Perkembangan inflasi menjelang bulan puasa selalu terjadi pada beberapa komoditas pangan, di antaranya daging ayam ras, minyak goreng, beras, ayam hidup, daging sapi, telur ayam ras, hingga gula pasir.
Jika merujuk panel harga Badan Pangan Nasional (Bapanas), hampir seluruh kelompok komoditas pangan per 7 Maret 2023, sudah berada zona merah (naik). Beberapa diantaranya adalah beras premium, daging ayam ras, telur ayam ras, daging sapi murni, gula konsumsi, dan minyak goreng kemasan sederhana.
Untuk beras premium, harga rata-rata nasional sudah berada di Rp16.530 per kg. Harga tertinggi terjadi di Papua Tengah sebesar Rp24.000 per kg dan terendah di Aceh Rp14.680 per kg.
Selanjutnya untuk daging aam ras, saat ini rerata nasional dibanderol sebesar Rp38.040 per kg. Harga tertinggi komoditas ini sebesar Rp58.710 per kg di Papua Pegunungan dan terendah Rp29.040 per kg di Sulawesi Selatan.
Untuk telur ayam ras, harga rata-rata nasionalnya sudah tembus di Rp31.360 per kg. Adapun harga tertinggi terjadi di Papua Barat sebesar Rp45.980 per kg dan terendah di Bengkulu sebesar Rp27.460 per kg.
Kemudian untuk daging sapi murni harga rata-rata nasionalnya terpantau sudah di Rp134.670 per kg. Harga tertinggi sebesar Rp164.890 per kg di Kalimantan Utara dan terendahnya Rp113.320 per kg di Nusa Tenggara Timur.

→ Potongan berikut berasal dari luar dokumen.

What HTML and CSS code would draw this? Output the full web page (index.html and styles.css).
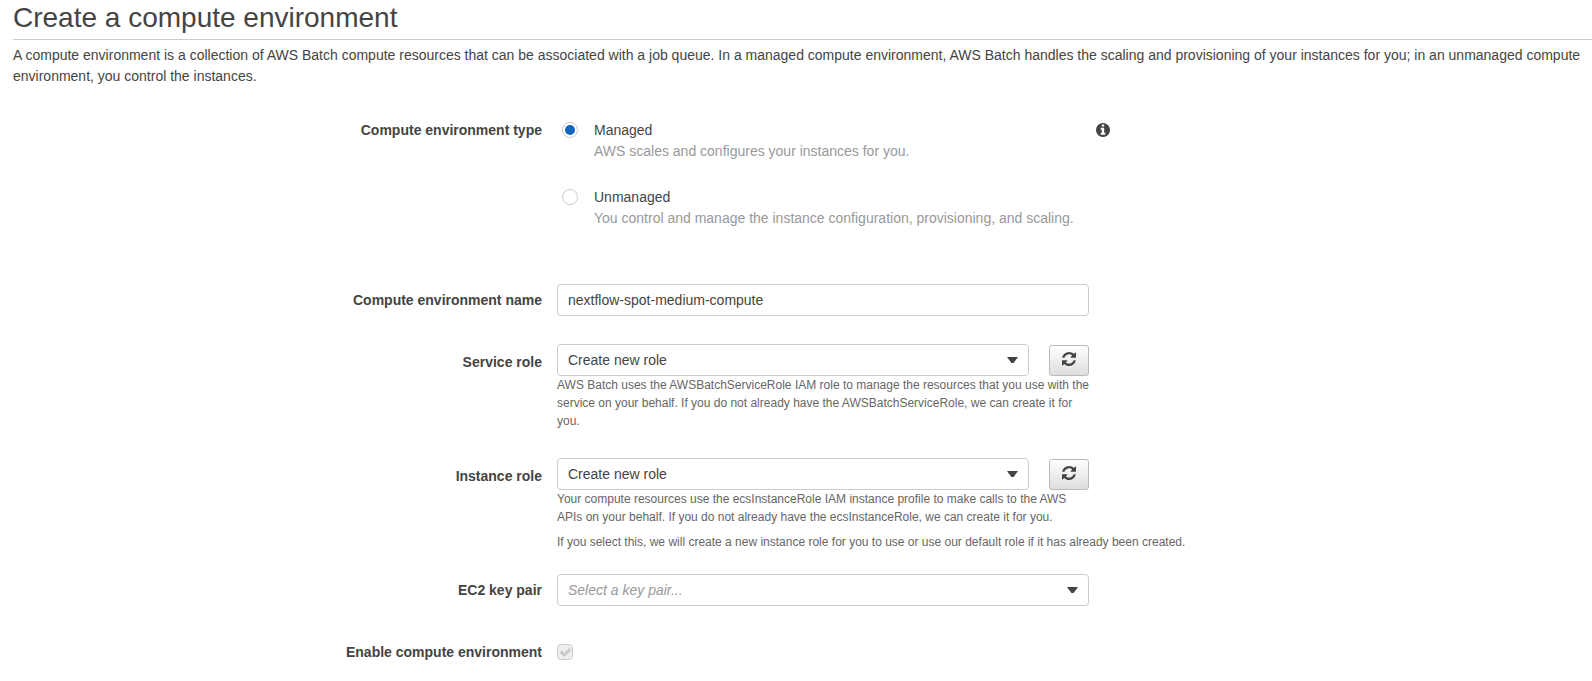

Lalu untuk gula konsumsi dan minyak goreng kemasan sederhana rata-rata nasionalnya masing-masing berada di Rp17.790 dan Rp17.700 per liter. Adapun untuk gula konsumsi harga tertinggi terjadi di Papua Pegunungan dengan Rp30.860 per kg dan terendah di Kepulauan Riau Rp16.130 per kg.
Sedangkan untuk minyak goreng kemasan harga tertingginya mencapai Rp36.590 per liter di Papua Pegunungan dan terendah Rp15.580 per liter di Yogyakarta.
Peningkatan harga-harga komoditas pangan, tentu sudah menjadi siklus tahunan. Mengingat pada periode Ramadan permintaan masyarakat biasanya tumbuh dan menyebabkan beberapa kebutuhan pangan melonjak.
Dari sini, maka kita bisa melihat bahwa perilaku konsumtif saat Ramadan berdampak kepada dua hal. Pertama masalah lingkungan dan kedua adalah peningkatan harga pangan. Maka sudah sepatutnya perilaku konsumtif ini bisa diubah.